Doña Gregoria, amiga de Tránsito, siempre con sus eternos rodetes en el cabello, terminó de cocinar un sustancioso caldo de mandi’i y había pensado en invitar a su buena amiga. Fue caminando con su vianda hasta la casa vecina a saludar a doña Tránsito y conversaron largamente sobre tiempos pasados en la enfermería del hospital. Arturo llegó al filo del mediodía. Doña Gregoria se despidió y Tránsito y sus hijos se dispusieron a almorzar la rica sopa de pescado y un cremoso arroz quesú calentito.

Al terminar la comida, Arturo fue al fondo del extenso patio trasero a fumar a escondidas de su madre. Luego se acostó y se durmió una larga siesta.

A las cinco de la tarde le despertó el olor a cocido quemado. La noche ya se hacía presente.

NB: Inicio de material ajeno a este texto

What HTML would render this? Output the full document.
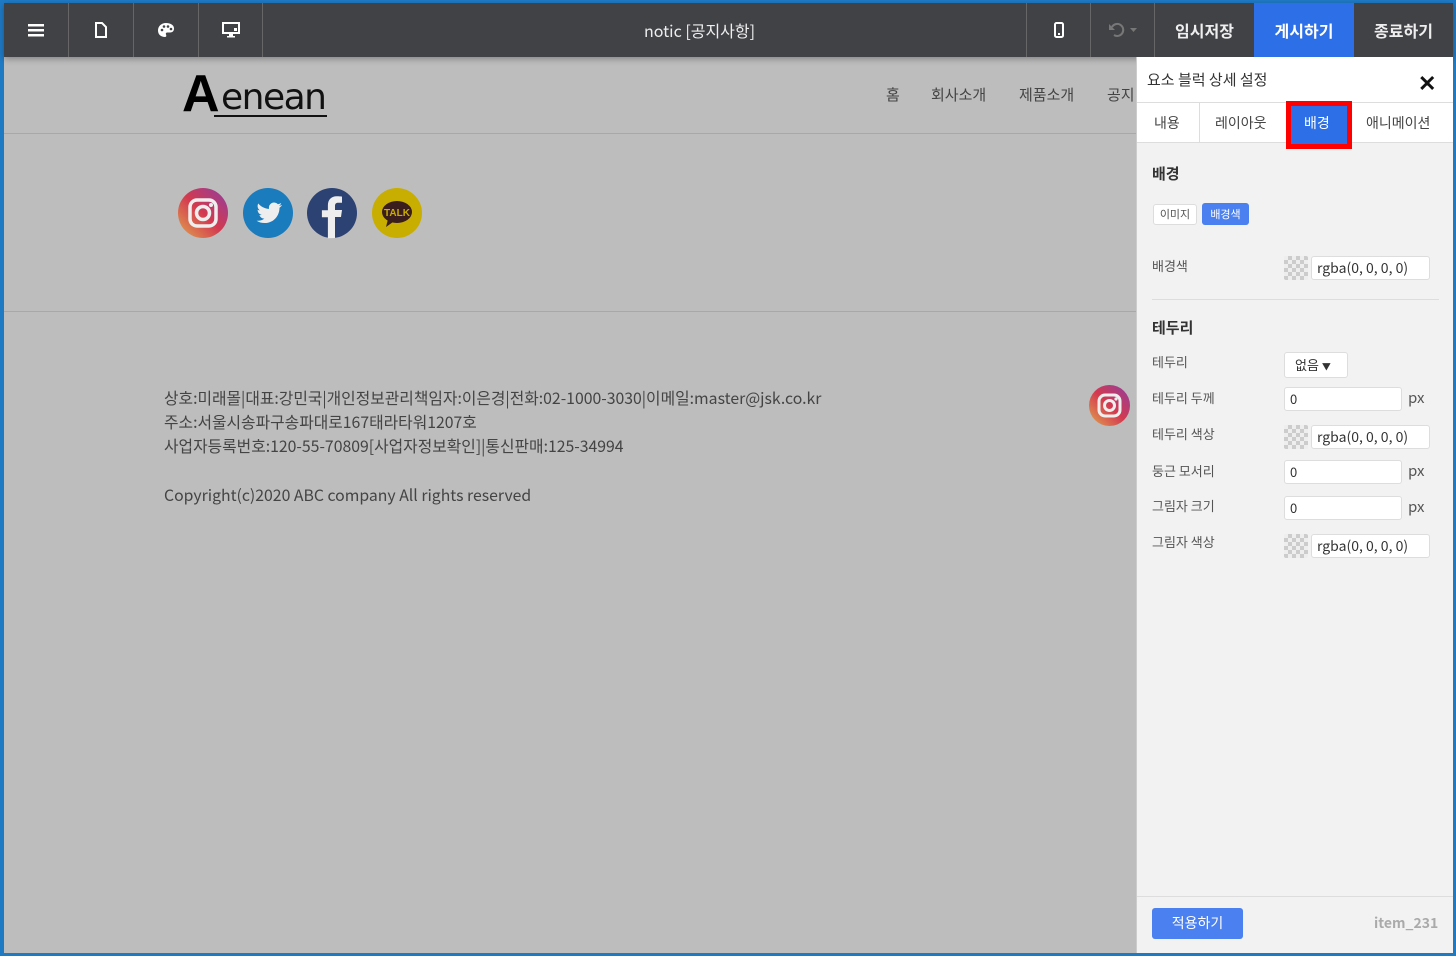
<!DOCTYPE html>
<html><head><meta charset="utf-8"><style>
*{box-sizing:border-box;margin:0;padding:0}
body{width:1456px;height:956px;overflow:hidden;background:#1f7ac4;font-family:"Liberation Sans","Noto Sans CJK KR",sans-serif;position:relative}
.a{position:absolute}
#main{left:4px;top:3px;width:1449px;height:950px;background:#bdbdbd;overflow:hidden}
#top{left:4px;top:3px;width:1449px;height:54px;background:#414246;color:#fff;box-shadow:0 2px 6px rgba(0,0,0,.3)}
.sep{position:absolute;top:0;width:1px;height:54px;background:#666}
.ic{position:absolute;top:0;height:54px;display:flex;align-items:center;justify-content:center}
.btn{position:absolute;top:0;height:54px;display:flex;align-items:center;justify-content:center;font-size:16px;font-weight:bold;color:#eee;font-family:"Noto Sans CJK KR",sans-serif}
.nav{font-size:15px;color:#444;top:84px;font-family:"Noto Sans CJK KR",sans-serif}
.ft{left:164px;font-size:15.8px;color:#444;line-height:24px;font-family:"Noto Sans CJK KR",sans-serif;white-space:nowrap}
#panel{left:1136px;top:57px;width:317px;height:896px;background:#f2f2f2;border-left:1px solid #ccc;font-family:"Noto Sans CJK KR",sans-serif}
.lb{position:absolute;left:15px;font-size:13px;color:#555;line-height:18px}
.inp{position:absolute;left:147px;width:118px;height:24px;background:#fff;border:1px solid #ddd;border-radius:3px;font-size:13px;padding:1px 5px;color:#333;line-height:20px}
.px{position:absolute;left:271px;font-size:15px;color:#555;line-height:20px}
.chk{position:absolute;left:147px;width:24px;height:24px;background:repeating-conic-gradient(#ccc 0 25%,#eee 0 50%) 0 0/8px 8px;border-radius:2px}
.cin{position:absolute;left:174px;width:119px;height:24px;background:#fff;border:1px solid #ddd;border-radius:3px;font-size:14px;padding:0 5px;color:#333;line-height:22px}
</style></head><body>
<div id="main" class="a">
 <div class="a" style="left:0;top:130px;width:1132px;height:1px;background:#a8a8a8"></div>
 <div class="a" style="left:0;top:308px;width:1132px;height:1px;background:#a8a8a8"></div>
</div>
<div class="a" style="left:182px;top:66px;font-size:52px;font-weight:bold;color:#000;line-height:56px">A</div>
<div class="a" style="left:221px;top:76px;font-size:36px;color:#111;line-height:44px;font-family:'DejaVu Sans',sans-serif;letter-spacing:-1.5px">enean</div>
<div class="a" style="left:214px;top:115px;width:113px;height:2px;background:#111"></div>
<div class="a nav" style="left:886px">홈</div>
<div class="a nav" style="left:931px">회사소개</div>
<div class="a nav" style="left:1019px">제품소개</div>
<div class="a nav" style="left:1107px">공지</div>
<svg class="a" style="left:178px;top:188px" width="246" height="51">
<defs><linearGradient id="ig" x1="0" y1="1" x2="1" y2="0"><stop offset="0" stop-color="#e0a54e"/><stop offset=".5" stop-color="#d3394f"/><stop offset="1" stop-color="#8e3fa0"/></linearGradient></defs>
<circle cx="25" cy="25" r="25" fill="url(#ig)"/>
<rect x="12" y="12" width="26" height="26" rx="7" fill="none" stroke="#eee" stroke-width="3.5"/><circle cx="25" cy="25" r="6.5" fill="none" stroke="#eee" stroke-width="3.5"/><circle cx="33" cy="17" r="2" fill="#eee"/>
<circle cx="90" cy="25" r="25" fill="#1a7bbd"/>
<path d="M104 17c-1 .5-2 .7-3 .8 1-.6 1.9-1.6 2.2-2.8-1 .6-2 1-3.300 1.2a5.2 5.2 0 0 0-8.900 4.700c-4.300-.2-8.200-2.300-10.700-5.400-1.400 2.400-.6 5.400 1.600 6.900-.8 0-1.600-.2-2.300-.6 0 2.500 1.800 4.700 4.200 5.100-.8.2-1.600.3-2.400.1.700 2.100 2.600 3.600 4.900 3.600a10.500 10.500 0 0 1-7.700 2.100c2.300 1.500 5.100 2.300 8 2.300 9.700 0 15-8.100 14.900-15.300 1-.7 1.900-1.600 2.600-2.600z" fill="#eee"/>
<circle cx="154" cy="25" r="25" fill="#2b4272"/>
<path d="M157 50V29h6l1-7h-7v-4c0-2 .6-3.3 3.4-3.3h3.6V8.6c-.6-.1-2.8-.3-5.3-.3-5.2 0-8.8 3.2-8.8 9v5h-6v7h6v21z" fill="#eee"/>
<circle cx="219" cy="25" r="25" fill="#c8ae00"/>
<ellipse cx="219" cy="24" rx="15" ry="11" fill="#3a1d1d"/><path d="M210 31l-2 8 7-5z" fill="#3a1d1d"/>
<text x="219" y="28" font-size="10" font-weight="bold" fill="#c8ae00" text-anchor="middle" font-family="Liberation Sans">TALK</text>
</svg>
<div class="a ft" style="top:386px">상호:미래몰|대표:강민국|개인정보관리책임자:이은경|전화:02-1000-3030|이메일:master@jsk.co.kr<br>주소:서울시송파구송파대로167태라타워1207호<br>사업자등록번호:120-55-70809[사업자정보확인]|통신판매:125-34994</div>
<div class="a ft" style="top:483px">Copyright(c)2020 ABC company All rights reserved</div>
<svg class="a" style="left:1089px;top:385px" width="41" height="41"><circle cx="20.5" cy="20.5" r="20.5" fill="url(#ig)"/><rect x="10" y="10" width="21" height="21" rx="6" fill="none" stroke="#eee" stroke-width="3"/><circle cx="20.5" cy="20.5" r="5" fill="none" stroke="#eee" stroke-width="3"/><circle cx="27" cy="14" r="1.6" fill="#eee"/></svg>

<div id="top" class="a">
 <div class="ic" style="left:0;width:64px"><svg width="16" height="14"><rect y="1" width="16" height="2.5" fill="#fff"/><rect y="6" width="16" height="2.5" fill="#fff"/><rect y="11" width="16" height="2.5" fill="#fff"/></svg></div>
 <div class="sep" style="left:64px"></div>
 <div class="ic" style="left:65px;width:64px"><svg width="12" height="16"><path d="M1 1h6l4 4v10H1z" fill="none" stroke="#fff" stroke-width="2"/></svg></div>
 <div class="sep" style="left:129px"></div>
 <div class="ic" style="left:130px;width:64px"><svg width="18" height="16"><path d="M9 1C4 1 1 4.5 1 8.5S4 15 8 15c1.5 0 1.5-1.5 1-2.5s0-2 1.5-2H13c3 0 4-2 4-4C17 3 13.5 1 9 1z" fill="#fff"/><circle cx="5" cy="8" r="1.3" fill="#414246"/><circle cx="7" cy="4.5" r="1.3" fill="#414246"/><circle cx="11" cy="4.5" r="1.3" fill="#414246"/><circle cx="14" cy="7" r="1.3" fill="#414246"/></svg></div>
 <div class="sep" style="left:194px"></div>
 <div class="ic" style="left:195px;width:64px"><svg width="18" height="16"><rect x="1" y="1" width="16" height="10" fill="none" stroke="#fff" stroke-width="2"/><rect x="7" y="12" width="4" height="2" fill="#fff"/><rect x="5" y="14" width="8" height="1.5" fill="#fff"/><rect x="12" y="6" width="3" height="3" fill="#fff"/></svg></div>
 <div class="sep" style="left:258px"></div>
 <div class="a" style="left:640px;top:17px;font-size:16px;color:#eee;font-family:'Noto Sans CJK KR',sans-serif;line-height:20px">notic [공지사항]</div>
 <div class="sep" style="left:1022px"></div>
 <div class="ic" style="left:1023px;width:63px"><svg width="10" height="16"><rect x="1" y="1" width="8" height="14" rx="1.5" fill="none" stroke="#fff" stroke-width="2"/><rect x="4" y="11" width="2" height="2" fill="#fff"/></svg></div>
 <div class="sep" style="left:1086px"></div>
 <div class="ic" style="left:1087px;width:63px"><svg width="30" height="16"><path d="M4 5a6 6 0 1 1 2 8" fill="none" stroke="#777" stroke-width="2"/><path d="M1 2v6h6z" fill="#777"/><path d="M22 6h7l-3.5 4z" fill="#777"/></svg></div>
 <div class="sep" style="left:1150px"></div>
 <div class="btn" style="left:1151px;width:99px">임시저장</div>
 <div class="btn" style="left:1250px;width:100px;background:#2c6fe6;color:#fff">게시하기</div>
 <div class="btn" style="left:1350px;width:99px">종료하기</div>
</div>

<div id="panel" class="a">
 <div class="a" style="left:0;top:0;width:316px;height:46px;background:#fff;border-bottom:1px solid #ddd"></div>
 <div class="a" style="left:10px;top:12px;font-size:15px;color:#333">요소 블럭 상세 설정</div>
 <div class="a" style="left:281px;top:9px;font-size:22px;font-weight:bold;color:#111">✕</div>
 <div class="a" style="left:0;top:46px;width:316px;height:40px;background:#fff;border-bottom:1px solid #ddd"></div>
 <div class="a" style="left:62px;top:46px;width:1px;height:40px;background:#ddd"></div>
 <div class="a" style="left:17px;top:56px;font-size:14px;color:#444">내용</div>
 <div class="a" style="left:78px;top:56px;font-size:14px;color:#444">레이아웃</div>
 <div class="a" style="left:149px;top:44px;width:66px;height:48px;border:5px solid #f00;background:#2c6fe6"></div>
 <div class="a" style="left:167px;top:56px;font-size:14px;color:#fff">배경</div>
 <div class="a" style="left:229px;top:56px;font-size:14px;color:#444">애니메이션</div>
 <div class="a" style="left:15px;top:106px;font-size:15px;font-weight:bold;color:#333">배경</div>
 <div class="a" style="left:16px;top:147px;width:44px;height:21px;background:#fff;border:1px solid #ddd;border-radius:3px;font-size:11px;color:#555;text-align:center;line-height:19px">이미지</div>
 <div class="a" style="left:65px;top:146px;width:47px;height:22px;background:#4a80ef;border-radius:3px;font-size:11px;color:#fff;text-align:center;line-height:22px">배경색</div>
 <div class="lb" style="top:200px">배경색</div>
 <div class="chk" style="top:199px"></div><div class="cin" style="top:199px">rgba(0, 0, 0, 0)</div>
 <div class="a" style="left:15px;top:242px;width:287px;height:1px;background:#ddd"></div>
 <div class="a" style="left:15px;top:260px;font-size:15px;font-weight:bold;color:#333">테두리</div>
 <div class="lb" style="top:296px">테두리</div>
 <div class="a" style="left:147px;top:295px;width:64px;height:26px;background:#fff;border:1px solid #ddd;border-radius:3px;font-size:13px;color:#333;padding:2px 10px;line-height:20px">없음 <span style="font-size:9px">▼</span></div>
 <div class="lb" style="top:332px">테두리 두께</div><div class="inp" style="top:330px">0</div><div class="px" style="top:331px">px</div>
 <div class="lb" style="top:368px">테두리 색상</div><div class="chk" style="top:368px"></div><div class="cin" style="top:368px">rgba(0, 0, 0, 0)</div>
 <div class="lb" style="top:405px">둥근 모서리</div><div class="inp" style="top:403px">0</div><div class="px" style="top:404px">px</div>
 <div class="lb" style="top:440px">그림자 크기</div><div class="inp" style="top:439px">0</div><div class="px" style="top:440px">px</div>
 <div class="lb" style="top:476px">그림자 색상</div><div class="chk" style="top:477px"></div><div class="cin" style="top:477px">rgba(0, 0, 0, 0)</div>
 <div class="a" style="left:0;top:839px;width:316px;height:1px;background:#ddd"></div>
 <div class="a" style="left:15px;top:851px;width:91px;height:31px;background:#4a80ef;border-radius:3px;color:#fff;font-size:14px;text-align:center;line-height:31px">적용하기</div>
 <div class="a" style="left:237px;top:856px;font-size:14px;font-weight:bold;color:#aaa">item_231</div>
</div>
</body></html>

Se bañó, pidió la bendición a su madre y enfrentó al viento sur que llegaba del río.

Cuidate que na mi hijo. Dios te bendiga…

Al salir, saludó al viejo loco Joaquín y se dirigió a la parrillada El Ceibo donde Arturo tenía una enamorada. Era cocinera del lugar. Robusta y obesa. Arturo la apreciaba porque ella lo quería con todos sus defectos y pocas virtudes. Era comprensiva y amorosa.

En una de las mesas encontró a su amigo Chebú disfrutando un vino tinto para combatir el frio. Se entregaron al abrigo de la conversación, de la bebida y de las doradas empanadas que generosamente enviaban de la cocina, obsequiadas por su amada, quien de tanto en tanto echaba una pícara mirada a su Arturo. Ponderaba lo feliz que veía a su querido, con la vida que llevaba, con sus amigos, el bar, su vino.

No creo que lo pueda cambiar… le gusta la bohemia. Decía resignada.

Fueron llegando más amigos y con ellos la guitarra, el canto y más vino.

A las dos de la madrugada cerraron la parrillada. Se acabó la música y se dispersaron los amigos. La cocinera se peinó y se maquilló. Arturo la esperaba en la cómplice oscuridad, la acompañó hasta la casa del barrio San Gerónimo, fumando su eterno cigarrillo. Caminaron amorosos y abrazados en la fría madrugada del barrio Varadero.